> _Requirements_
Tally the lines in the following entries that include the word "components"; state only the total.

> _Data lines_
^^^^
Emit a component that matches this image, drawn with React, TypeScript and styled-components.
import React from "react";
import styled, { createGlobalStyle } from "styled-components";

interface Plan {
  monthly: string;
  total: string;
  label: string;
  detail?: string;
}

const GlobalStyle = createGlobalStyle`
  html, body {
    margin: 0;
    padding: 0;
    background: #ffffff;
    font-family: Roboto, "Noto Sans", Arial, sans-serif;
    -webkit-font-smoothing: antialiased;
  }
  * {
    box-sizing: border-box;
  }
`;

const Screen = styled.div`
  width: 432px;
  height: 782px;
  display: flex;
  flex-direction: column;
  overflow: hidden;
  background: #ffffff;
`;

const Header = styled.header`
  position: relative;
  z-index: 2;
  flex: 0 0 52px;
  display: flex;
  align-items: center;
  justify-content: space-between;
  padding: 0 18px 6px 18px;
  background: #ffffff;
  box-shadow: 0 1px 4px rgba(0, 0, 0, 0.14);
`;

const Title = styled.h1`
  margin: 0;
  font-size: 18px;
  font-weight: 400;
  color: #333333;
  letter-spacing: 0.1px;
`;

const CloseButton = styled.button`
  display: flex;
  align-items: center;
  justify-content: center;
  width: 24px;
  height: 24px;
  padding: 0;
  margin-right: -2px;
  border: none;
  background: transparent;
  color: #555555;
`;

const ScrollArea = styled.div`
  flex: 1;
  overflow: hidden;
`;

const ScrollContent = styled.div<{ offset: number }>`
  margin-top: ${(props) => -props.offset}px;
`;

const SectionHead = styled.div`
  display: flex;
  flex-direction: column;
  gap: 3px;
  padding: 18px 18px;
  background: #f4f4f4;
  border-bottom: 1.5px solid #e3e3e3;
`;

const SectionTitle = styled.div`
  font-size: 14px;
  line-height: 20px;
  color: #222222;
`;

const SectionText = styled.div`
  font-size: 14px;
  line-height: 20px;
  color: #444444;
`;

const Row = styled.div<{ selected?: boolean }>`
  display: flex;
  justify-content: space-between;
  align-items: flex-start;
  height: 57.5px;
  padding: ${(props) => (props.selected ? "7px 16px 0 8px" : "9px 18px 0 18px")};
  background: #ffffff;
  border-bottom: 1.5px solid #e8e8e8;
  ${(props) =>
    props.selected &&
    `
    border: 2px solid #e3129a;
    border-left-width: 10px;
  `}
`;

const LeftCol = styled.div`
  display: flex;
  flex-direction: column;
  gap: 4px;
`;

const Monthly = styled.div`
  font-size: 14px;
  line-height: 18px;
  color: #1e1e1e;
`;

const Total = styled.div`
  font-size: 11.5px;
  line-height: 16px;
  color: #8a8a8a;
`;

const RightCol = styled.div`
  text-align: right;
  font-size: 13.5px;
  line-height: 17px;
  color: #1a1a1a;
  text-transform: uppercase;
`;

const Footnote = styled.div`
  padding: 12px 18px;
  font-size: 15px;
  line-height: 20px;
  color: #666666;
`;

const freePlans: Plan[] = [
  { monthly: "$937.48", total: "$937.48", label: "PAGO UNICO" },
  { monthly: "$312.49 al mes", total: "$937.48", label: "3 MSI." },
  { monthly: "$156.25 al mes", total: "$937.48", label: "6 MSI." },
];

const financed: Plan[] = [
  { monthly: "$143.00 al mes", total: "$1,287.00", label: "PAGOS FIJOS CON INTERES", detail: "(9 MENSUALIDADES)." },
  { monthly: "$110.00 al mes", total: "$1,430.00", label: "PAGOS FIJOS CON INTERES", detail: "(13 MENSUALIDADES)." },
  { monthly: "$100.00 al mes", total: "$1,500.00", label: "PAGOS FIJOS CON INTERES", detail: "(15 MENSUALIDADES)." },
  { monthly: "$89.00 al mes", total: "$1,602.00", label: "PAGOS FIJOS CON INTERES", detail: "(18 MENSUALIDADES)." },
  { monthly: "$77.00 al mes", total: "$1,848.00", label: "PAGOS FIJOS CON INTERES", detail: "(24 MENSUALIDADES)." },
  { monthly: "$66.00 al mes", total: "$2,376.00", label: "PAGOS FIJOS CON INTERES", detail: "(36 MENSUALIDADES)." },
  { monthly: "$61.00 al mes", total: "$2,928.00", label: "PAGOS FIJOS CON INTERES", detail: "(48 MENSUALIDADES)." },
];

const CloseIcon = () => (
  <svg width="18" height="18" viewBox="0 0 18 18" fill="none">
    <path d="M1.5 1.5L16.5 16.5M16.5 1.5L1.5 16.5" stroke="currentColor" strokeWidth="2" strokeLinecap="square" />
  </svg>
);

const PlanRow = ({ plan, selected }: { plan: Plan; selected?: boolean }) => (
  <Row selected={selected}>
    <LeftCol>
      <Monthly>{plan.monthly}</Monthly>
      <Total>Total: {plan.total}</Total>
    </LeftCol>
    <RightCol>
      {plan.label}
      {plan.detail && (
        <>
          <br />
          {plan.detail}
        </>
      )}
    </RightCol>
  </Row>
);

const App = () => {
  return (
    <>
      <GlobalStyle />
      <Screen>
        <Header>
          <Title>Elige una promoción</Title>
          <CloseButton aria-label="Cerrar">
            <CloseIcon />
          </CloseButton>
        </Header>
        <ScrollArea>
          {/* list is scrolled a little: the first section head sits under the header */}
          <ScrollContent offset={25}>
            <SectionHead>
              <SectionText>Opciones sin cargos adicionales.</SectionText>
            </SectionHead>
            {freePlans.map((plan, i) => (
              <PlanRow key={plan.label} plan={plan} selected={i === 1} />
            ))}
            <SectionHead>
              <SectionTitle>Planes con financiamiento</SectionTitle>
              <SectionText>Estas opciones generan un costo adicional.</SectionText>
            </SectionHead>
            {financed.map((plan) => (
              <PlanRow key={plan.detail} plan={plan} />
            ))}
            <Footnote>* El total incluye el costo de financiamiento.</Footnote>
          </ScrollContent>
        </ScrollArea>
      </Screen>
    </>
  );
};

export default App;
^^^^
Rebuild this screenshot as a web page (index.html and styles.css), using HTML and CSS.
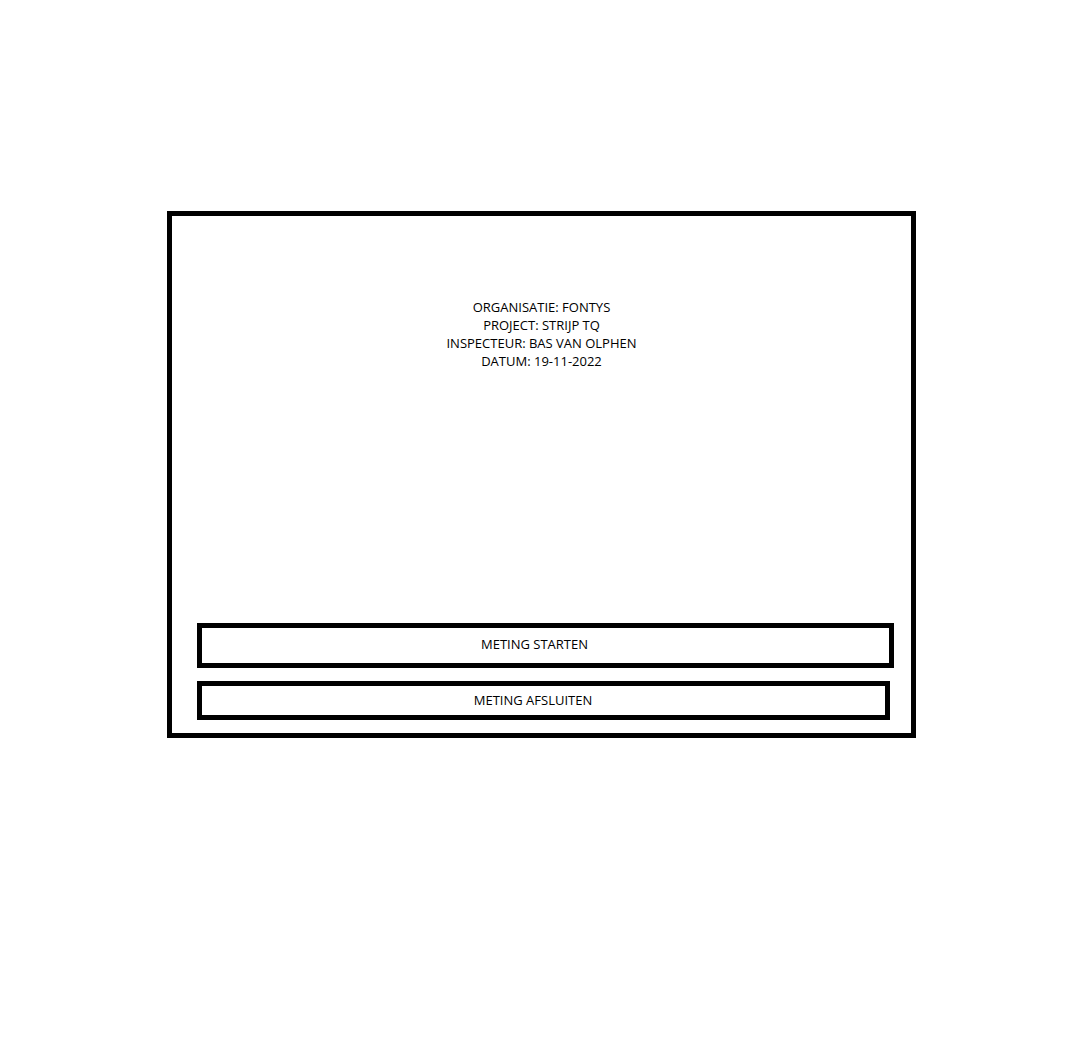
^^^^
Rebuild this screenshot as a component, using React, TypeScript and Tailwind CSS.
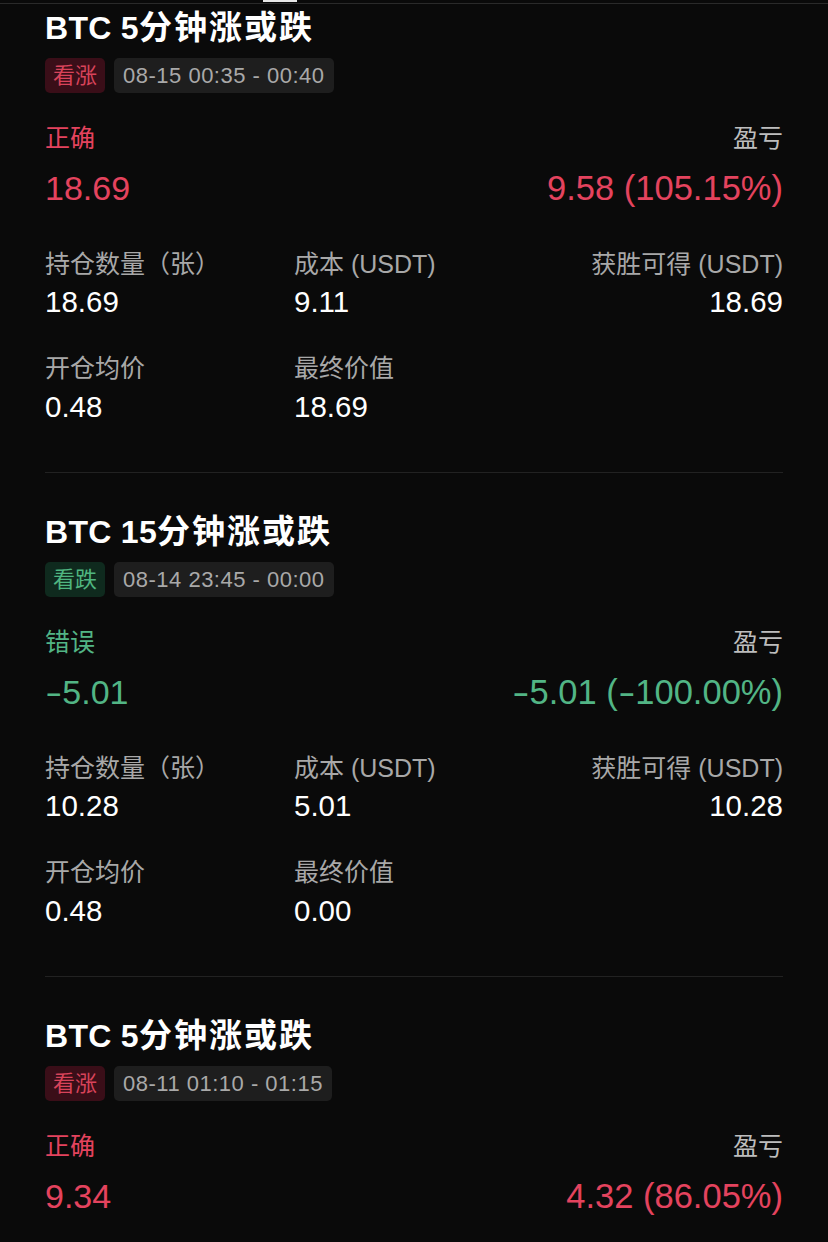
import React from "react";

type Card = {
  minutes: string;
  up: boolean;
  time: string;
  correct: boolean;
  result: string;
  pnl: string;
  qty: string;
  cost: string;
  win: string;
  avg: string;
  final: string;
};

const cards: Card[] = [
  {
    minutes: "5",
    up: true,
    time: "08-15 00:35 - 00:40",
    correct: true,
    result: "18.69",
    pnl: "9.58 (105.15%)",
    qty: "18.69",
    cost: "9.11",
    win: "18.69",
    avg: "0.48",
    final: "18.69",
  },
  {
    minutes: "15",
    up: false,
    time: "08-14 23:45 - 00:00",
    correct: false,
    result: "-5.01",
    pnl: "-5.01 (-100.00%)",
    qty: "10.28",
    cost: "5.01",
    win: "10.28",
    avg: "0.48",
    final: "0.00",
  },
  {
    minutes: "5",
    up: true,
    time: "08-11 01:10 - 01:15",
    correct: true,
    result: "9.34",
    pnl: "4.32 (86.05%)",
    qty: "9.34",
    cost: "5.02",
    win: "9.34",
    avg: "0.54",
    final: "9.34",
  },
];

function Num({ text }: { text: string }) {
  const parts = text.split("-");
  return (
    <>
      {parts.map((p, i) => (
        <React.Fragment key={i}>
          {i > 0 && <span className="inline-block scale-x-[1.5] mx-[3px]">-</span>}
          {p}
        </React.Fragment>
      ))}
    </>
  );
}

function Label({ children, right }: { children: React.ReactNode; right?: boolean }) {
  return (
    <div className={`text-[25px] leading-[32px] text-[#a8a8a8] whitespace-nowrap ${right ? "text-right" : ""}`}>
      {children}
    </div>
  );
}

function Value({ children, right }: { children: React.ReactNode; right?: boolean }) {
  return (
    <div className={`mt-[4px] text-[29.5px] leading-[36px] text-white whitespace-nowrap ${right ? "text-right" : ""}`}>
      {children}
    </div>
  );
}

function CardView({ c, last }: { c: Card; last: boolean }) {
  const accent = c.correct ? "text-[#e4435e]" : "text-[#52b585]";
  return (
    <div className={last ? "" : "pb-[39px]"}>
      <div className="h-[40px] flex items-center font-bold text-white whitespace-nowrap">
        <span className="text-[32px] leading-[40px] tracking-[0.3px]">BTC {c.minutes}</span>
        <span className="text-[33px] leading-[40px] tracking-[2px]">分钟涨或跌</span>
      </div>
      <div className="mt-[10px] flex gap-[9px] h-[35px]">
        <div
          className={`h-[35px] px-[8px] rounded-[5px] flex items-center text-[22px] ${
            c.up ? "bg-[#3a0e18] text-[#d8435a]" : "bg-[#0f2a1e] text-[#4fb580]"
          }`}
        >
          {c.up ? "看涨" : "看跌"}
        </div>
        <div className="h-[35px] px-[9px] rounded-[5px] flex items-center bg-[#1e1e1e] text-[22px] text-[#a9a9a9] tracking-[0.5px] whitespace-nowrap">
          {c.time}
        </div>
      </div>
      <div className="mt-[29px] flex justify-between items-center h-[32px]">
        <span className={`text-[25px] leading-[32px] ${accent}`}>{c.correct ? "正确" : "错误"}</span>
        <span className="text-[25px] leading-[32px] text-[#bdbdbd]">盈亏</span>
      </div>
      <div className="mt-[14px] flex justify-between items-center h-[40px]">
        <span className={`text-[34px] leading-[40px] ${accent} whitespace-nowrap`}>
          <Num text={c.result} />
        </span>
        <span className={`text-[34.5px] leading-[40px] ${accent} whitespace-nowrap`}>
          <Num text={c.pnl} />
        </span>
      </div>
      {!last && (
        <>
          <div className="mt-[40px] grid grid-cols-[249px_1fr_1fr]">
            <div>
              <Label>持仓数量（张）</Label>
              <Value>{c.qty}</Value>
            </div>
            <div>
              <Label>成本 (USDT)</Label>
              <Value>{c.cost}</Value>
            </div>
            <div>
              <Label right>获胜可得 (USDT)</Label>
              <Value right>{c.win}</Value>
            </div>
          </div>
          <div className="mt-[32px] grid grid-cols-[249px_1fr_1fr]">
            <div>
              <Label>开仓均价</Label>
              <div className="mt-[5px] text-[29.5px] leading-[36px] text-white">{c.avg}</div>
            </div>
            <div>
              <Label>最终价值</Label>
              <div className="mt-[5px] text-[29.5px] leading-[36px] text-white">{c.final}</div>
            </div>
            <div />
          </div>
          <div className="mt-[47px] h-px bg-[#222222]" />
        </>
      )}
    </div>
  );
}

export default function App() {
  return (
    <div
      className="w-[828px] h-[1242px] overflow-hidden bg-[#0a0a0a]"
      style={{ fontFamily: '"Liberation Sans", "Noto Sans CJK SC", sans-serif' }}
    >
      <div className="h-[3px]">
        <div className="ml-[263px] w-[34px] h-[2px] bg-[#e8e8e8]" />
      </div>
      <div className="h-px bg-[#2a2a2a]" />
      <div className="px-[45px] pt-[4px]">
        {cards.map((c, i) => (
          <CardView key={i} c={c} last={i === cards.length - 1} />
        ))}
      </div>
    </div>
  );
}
^^^^
> _Solution below_
2